Hace ya una semana que me operaron del pie derecho. El médico me explicó desde un principio que la operación no entrañaría el menor riesgo, que lo peor vendría después, con la extensa rehabilitación. Así ha sido. Así está siendo. Ahora cojeo sin gracia. Utilizo un par de muletas que todavía no domino y el dolor en mi talón es a menudo espeluznante. El hecho de vivir solo hace que tenga que moverme continuamente a por cualquier tontería que haya olvidado en otra habitación, desde la sala a la cocina y desde la cocina a la sala, así todo el santo día. He desertado de mi dormitorio. El sofá es ahora mi actual cama. Paso demasiado tiempo aquí, sentado, recostado, tumbado, hundido en este sofá beige que semeja una barca encallada en mitad de ninguna parte. Mantengo el pie en alto la mayor parte del día, procuro que su movilidad sea nula. No lo consigo. A veces lo muevo, sin darme cuenta, y grito. Siento esos clavos que permanecerán para siempre ahí adentro, anclando no sé que huesos. Temo no volver a caminar con normalidad jamás. Pero me digo que qué más da, que tampoco pensaba ir muy lejos caminando, que no tenía intención de recorrer el camino de Santiago ni de ponerme a hacer senderismo, que lo de caminar es para quien todavía no ha aprendido a cabalgar sobre un sofá salvaje.

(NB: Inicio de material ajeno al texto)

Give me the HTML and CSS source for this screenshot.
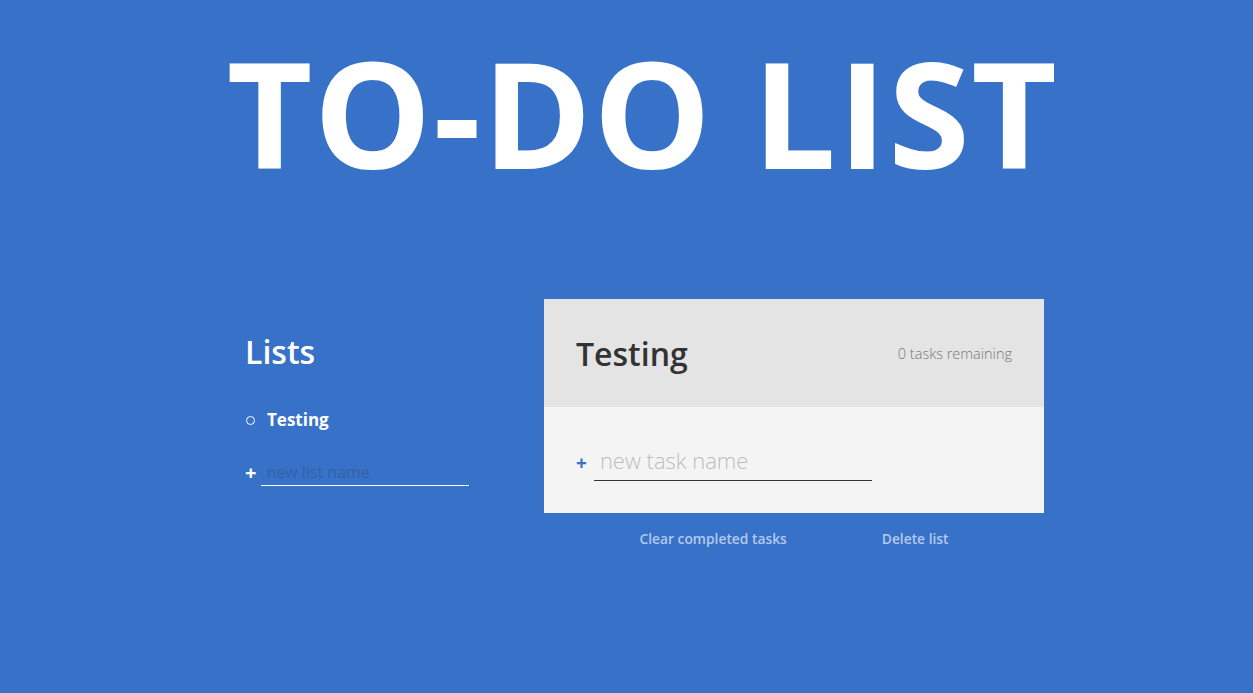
FILE: index.html
```html
<!DOCTYPE html>
<html lang="en">
<head>
<meta charset="utf-8">
<title>To-Do List</title>
<link rel="stylesheet" href="styles.css">
</head>
<body>
  <h1 class="title">TO-DO LIST</h1>
  <main class="layout">
    <section class="lists">
      <h2 class="lists-title">Lists</h2>
      <ul class="list-items">
        <li class="list-item">Testing</li>
      </ul>
      <form class="new-list">
        <span class="plus">+</span>
        <input class="new-list-input" type="text" placeholder="new list name">
      </form>
    </section>
    <section class="todo">
      <div class="card">
        <div class="card-header">
          <h2 class="card-title">Testing</h2>
          <p class="remaining">0 tasks remaining</p>
        </div>
        <div class="card-body">
          <form class="new-task">
            <span class="plus plus-blue">+</span>
            <input class="new-task-input" type="text" placeholder="new task name">
          </form>
        </div>
      </div>
      <div class="actions">
        <button class="action">Clear completed tasks</button>
        <button class="action">Delete list</button>
      </div>
    </section>
  </main>
</body>
</html>
```

FILE: styles.css
```css
* { box-sizing: border-box; }
html, body { margin: 0; padding: 0; }
body {
  background: #3872c8;
  font-family: "Open Sans", "Noto Sans", sans-serif;
  color: #fff;
  min-height: 693px;
}
.title {
  margin: 38px 0 0;
  padding-left: 32px;
  text-align: center;
  font-size: 148px;
  line-height: 1;
  font-weight: 700;
  letter-spacing: 1.5px;
  color: #fff;
}
.layout {
  display: grid;
  grid-template-columns: 299px 500px;
  justify-content: center;
  padding-left: 36px;
  margin-top: 113px;
}
.lists { padding-top: 37px; }
.lists-title {
  margin: 0;
  font-size: 32px;
  line-height: 1;
  font-weight: 600;
}
.list-items {
  list-style: none;
  margin: 41px 0 0;
  padding: 0;
}
.list-item {
  display: flex;
  align-items: center;
  gap: 12px;
  font-size: 17px;
  font-weight: 700;
  line-height: 22px;
}
.list-item::before {
  content: "";
  width: 7px;
  height: 7px;
  border: 1.5px solid #fff;
  border-radius: 50%;
  margin-left: 1px;
}
.new-list {
  display: flex;
  align-items: flex-end;
  gap: 5px;
  margin-top: 30px;
}
.plus {
  font-size: 20px;
  font-weight: 700;
  line-height: 20px;
  padding-bottom: 3px;
}
.new-list-input {
  width: 208px;
  border: 0;
  border-bottom: 1px solid #fff;
  background: transparent;
  font-family: inherit;
  font-size: 16px;
  font-weight: 400;
  color: #fff;
  padding: 0 0 2px 5px;
  outline: none;
}
.new-list-input::placeholder { color: #3161a8; }
.card { width: 500px; }
.card-header {
  background: #e4e4e4;
  height: 108px;
  padding: 0 32px;
  display: flex;
  align-items: center;
  justify-content: space-between;
}
.card-title {
  margin: 0;
  font-size: 32px;
  font-weight: 600;
  color: #333;
}
.remaining {
  margin: 0;
  font-size: 14.5px;
  font-weight: 300;
  color: #777;
}
.card-body {
  background: #f4f4f4;
  height: 106px;
  padding: 38px 32px 0 32px;
}
.new-task {
  display: flex;
  align-items: flex-end;
  gap: 7px;
}
.plus-blue {
  color: #3872c8;
  font-size: 19px;
  font-weight: 700;
  padding-bottom: 8px;
}
.new-task-input {
  width: 278px;
  border: 0;
  border-bottom: 1px solid #333;
  background: transparent;
  font-family: inherit;
  font-size: 22px;
  font-weight: 300;
  color: #333;
  padding: 0 0 5px 6px;
  outline: none;
}
.new-task-input::placeholder { color: #bdbdbd; }
.actions {
  display: flex;
  justify-content: center;
  gap: 95px;
  margin-top: 16px;
}
.action {
  background: none;
  border: 0;
  padding: 0;
  font-family: inherit;
  font-size: 13.8px;
  font-weight: 600;
  color: #b4c9ee;
  cursor: pointer;
}
```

Mi sofá está orientado hacia el norte. Y en el norte te imagino a ti, leyendo esto.
3 comentarios:
Cuidado con los sofás, nada más peligroso que un sofá de tres plazas desbocado por una sala de estar. El único antídoto conocido es un buen luchador de Sumo, pero como que por aquí no andan muy a mano...
Saludos.
Así es, Alfredo, son peligrosos los sofás. Los sofás los carga el diablo. Pero yo soy un domador de sofás experimentado. No ha nacido todavía un sofá que se me resista.
¡QUE GRIMA ESOS CLAVOS!
pues que te mejores y mucha paciencia.